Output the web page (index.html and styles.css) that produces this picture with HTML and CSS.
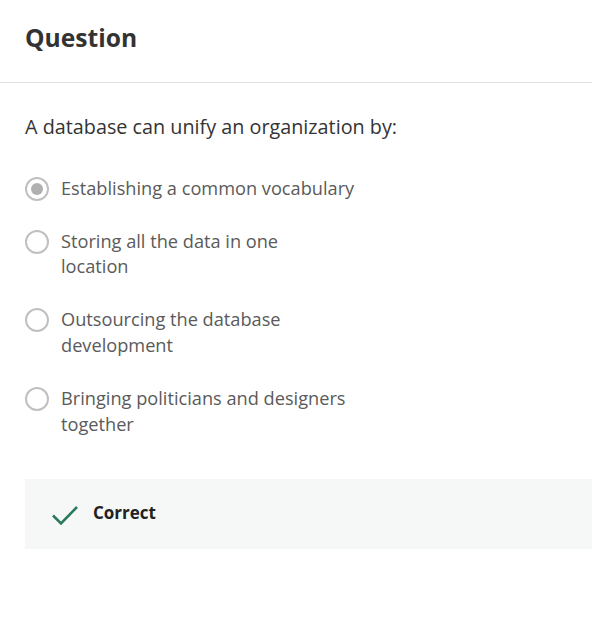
FILE: index.html
```html
<!DOCTYPE html>
<html>
<head>
<meta charset="utf-8">
<link rel="stylesheet" href="styles.css">
</head>
<body>
<div class="header"><h1 class="title">Question</h1></div>
<div class="content">
  <p class="prompt">A database can unify an organization by:</p>
  <div class="options">
    <div class="option"><span class="radio checked"></span><span class="label">Establishing a common vocabulary</span></div>
    <div class="option"><span class="radio"></span><span class="label">Storing all the data in one<br>location</span></div>
    <div class="option"><span class="radio"></span><span class="label">Outsourcing the database<br>development</span></div>
    <div class="option"><span class="radio"></span><span class="label">Bringing politicians and designers<br>together</span></div>
  </div>
  <div class="feedback">
    <svg class="check" width="28" height="22" viewBox="0 0 28 22"><path d="M2 11.5 L10 19.5 L26 3" fill="none" stroke="#2a7a5a" stroke-width="2.6"/></svg>
    <span class="fb-text">Correct</span>
  </div>
</div>
</body>
</html>
```
FILE: styles.css
```css
html, body { margin: 0; padding: 0; background: #fff; }
body { font-family: "Open Sans", "Liberation Sans", sans-serif; color: #333; }
.header { height: 83px; border-bottom: 1px solid #e1e1e1; padding: 0 25px; box-sizing: border-box; }
.title { margin: 0; padding-top: 21px; font-size: 24.6px; font-weight: 700; color: #333; line-height: 34px; }
.content { padding: 0 0 0 25px; }
.prompt { margin: 0; padding-top: 31px; font-size: 19.8px; line-height: 26px; color: #333; }
.options { display: flex; flex-direction: column; gap: 28.3px; margin-top: 36.5px; }
.option { display: flex; align-items: flex-start; gap: 12px; }
.radio { width: 20px; height: 20px; border: 2px solid #c0c0c0; border-radius: 50%; flex: none; display: flex; align-items: center; justify-content: center; margin-top: 0; }
.radio.checked::after { content: ""; width: 12px; height: 12px; border-radius: 50%; background: #b0b0b0; }
.label { font-size: 18.2px; line-height: 25.7px; color: #5a5a5a; margin-top: -1px; }
.feedback { margin-top: 42px; height: 70px; background: #f5f8f7; display: flex; align-items: center; padding-left: 26px; gap: 14px; }
.check { flex: none; margin-top: 2px; }
.fb-text { font-size: 17px; font-weight: 700; color: #222; padding-bottom: 4px; }
```
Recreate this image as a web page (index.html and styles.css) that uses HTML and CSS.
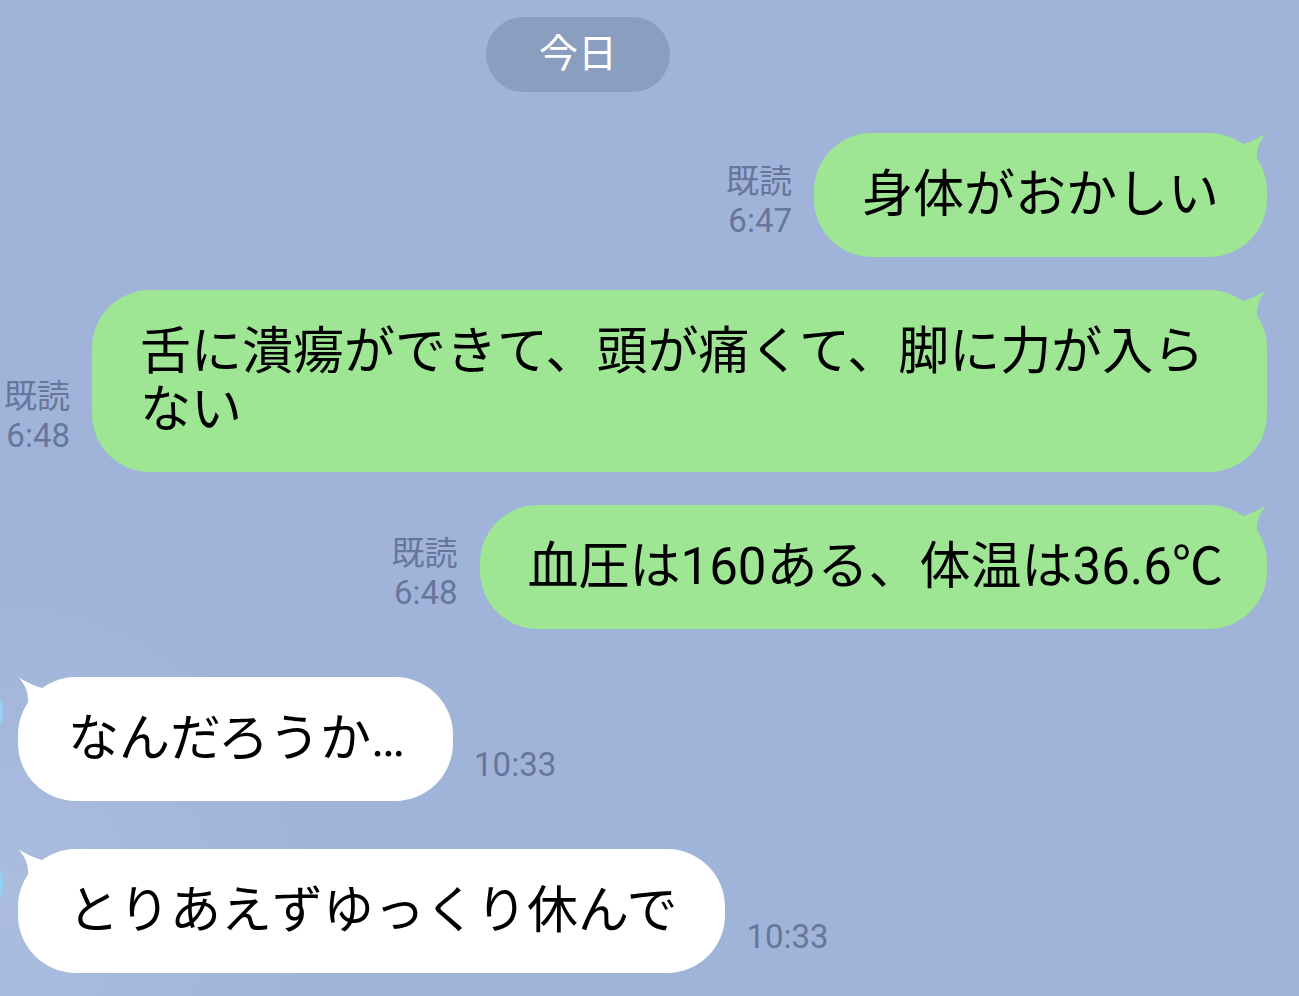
FILE: index.html
```html
<!DOCTYPE html>
<html lang="ja">
<head>
  <meta charset="UTF-8" />
  <meta name="viewport" content="width=device-width, initial-scale=1.0"/>
  <title>トーク</title>
  <link rel="stylesheet" href="styles.css">
</head>
<body>
  <div class="chat">
    <div class="date">今日</div>

    <div class="row sent first">
      <div class="meta">既読<br>6:47</div>
      <div class="bubble">
        <svg class="tail" viewBox="0 0 40 40"><path d="M8,14 C18,10 30,7 39.5,0 C33,8 29,15 30,28 L16,30 Z"/></svg>
        身体がおかしい
      </div>
    </div>

    <div class="row sent">
      <div class="meta">既読<br>6:48</div>
      <div class="bubble">
        <svg class="tail" viewBox="0 0 40 40"><path d="M8,14 C18,10 30,7 39.5,0 C33,8 29,15 30,28 L16,30 Z"/></svg>
        舌に潰瘍ができて、頭が痛くて、脚に力が入らない
      </div>
    </div>

    <div class="row sent">
      <div class="meta">既読<br>6:48</div>
      <div class="bubble">
        <svg class="tail" viewBox="0 0 40 40"><path d="M8,14 C18,10 30,7 39.5,0 C33,8 29,15 30,28 L16,30 Z"/></svg>
        血圧は160ある、体温は36.6<span class="unit">℃</span>
      </div>
    </div>

    <div class="row received">
      <div class="avatar"></div>
      <div class="bubble">
        <svg class="tail" viewBox="0 0 40 40"><path d="M8,14 C18,10 30,7 39.5,0 C33,8 29,15 30,28 L16,30 Z"/></svg>
        なんだろうか…
      </div>
      <div class="time">10:33</div>
    </div>

    <div class="row received">
      <div class="avatar"></div>
      <div class="bubble">
        <svg class="tail" viewBox="0 0 40 40"><path d="M8,14 C18,10 30,7 39.5,0 C33,8 29,15 30,28 L16,30 Z"/></svg>
        とりあえずゆっくり休んで
      </div>
      <div class="time">10:33</div>
    </div>
  </div>
</body>
</html>
```

FILE: styles.css
```css
:root {
  --bg: #a0b4da;
  --pill: #8a9ec0;
  --green: #9ee594;
  --white: #ffffff;
  --meta: #67769a;
  --avatar: #8fd3f6;
}

* {
  box-sizing: border-box;
}

html, body {
  height: 100%;
}

body {
  margin: 0;
  overflow: hidden;
  background-color: var(--bg);
  background-image: radial-gradient(circle at 0 900px, rgba(255, 255, 255, 0.12), rgba(255, 255, 255, 0) 320px);
  font-family: Roboto, "Noto Sans CJK JP", sans-serif;
  color: #000;
}

.chat {
  display: flex;
  flex-direction: column;
  padding: 17px 32px 0 4px;
}

.date {
  align-self: flex-start;
  margin-left: 482px;
  height: 75px;
  padding: 0 53px;
  border-radius: 38px;
  background-color: var(--pill);
  color: #fff;
  font-size: 39px;
  line-height: 75px;
}

.row {
  display: flex;
  align-items: flex-end;
  gap: 22px;
  margin-top: 33px;
}

.row.first {
  margin-top: 41px;
}

.row.sent {
  justify-content: flex-end;
}

.row.received {
  margin-top: 48px;
  gap: 21px;
}

.bubble {
  position: relative;
  padding: 33px 48px;
  border-radius: 58px;
  font-size: 51px;
  line-height: 58px;
  color: #000;
}

.unit {
  font-family: "Noto Sans CJK JP", sans-serif;
  letter-spacing: -4px;
  line-height: 0;
}

.sent .bubble {
  background-color: var(--green);
  fill: var(--green);
}

.received .bubble {
  background-color: var(--white);
  fill: var(--white);
  padding: 33px 48px 33px 50px;
}

.tail {
  position: absolute;
  top: 0;
  right: 0;
  width: 40px;
  height: 40px;
}

.received .tail {
  right: auto;
  left: 0;
  transform: scaleX(-1);
}

.meta,
.time {
  flex-shrink: 0;
  font-size: 33px;
  line-height: 39px;
  color: var(--meta);
  margin-bottom: 17px;
}

.meta {
  text-align: right;
}

.avatar {
  flex-shrink: 0;
  align-self: flex-start;
  width: 70px;
  height: 70px;
  margin-left: -71px;
  margin-right: -6px;
  border-radius: 50%;
  background-color: var(--avatar);
}
```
---
- [Stated task]
In the records above, locate the lines holding the word "index". Copy each of them.

- [Exercise answer]
Output the web page (index.html and styles.css) that produces this picture with HTML and CSS.
FILE: index.html
Recreate this image as a web page (index.html and styles.css) that uses HTML and CSS.
FILE: index.html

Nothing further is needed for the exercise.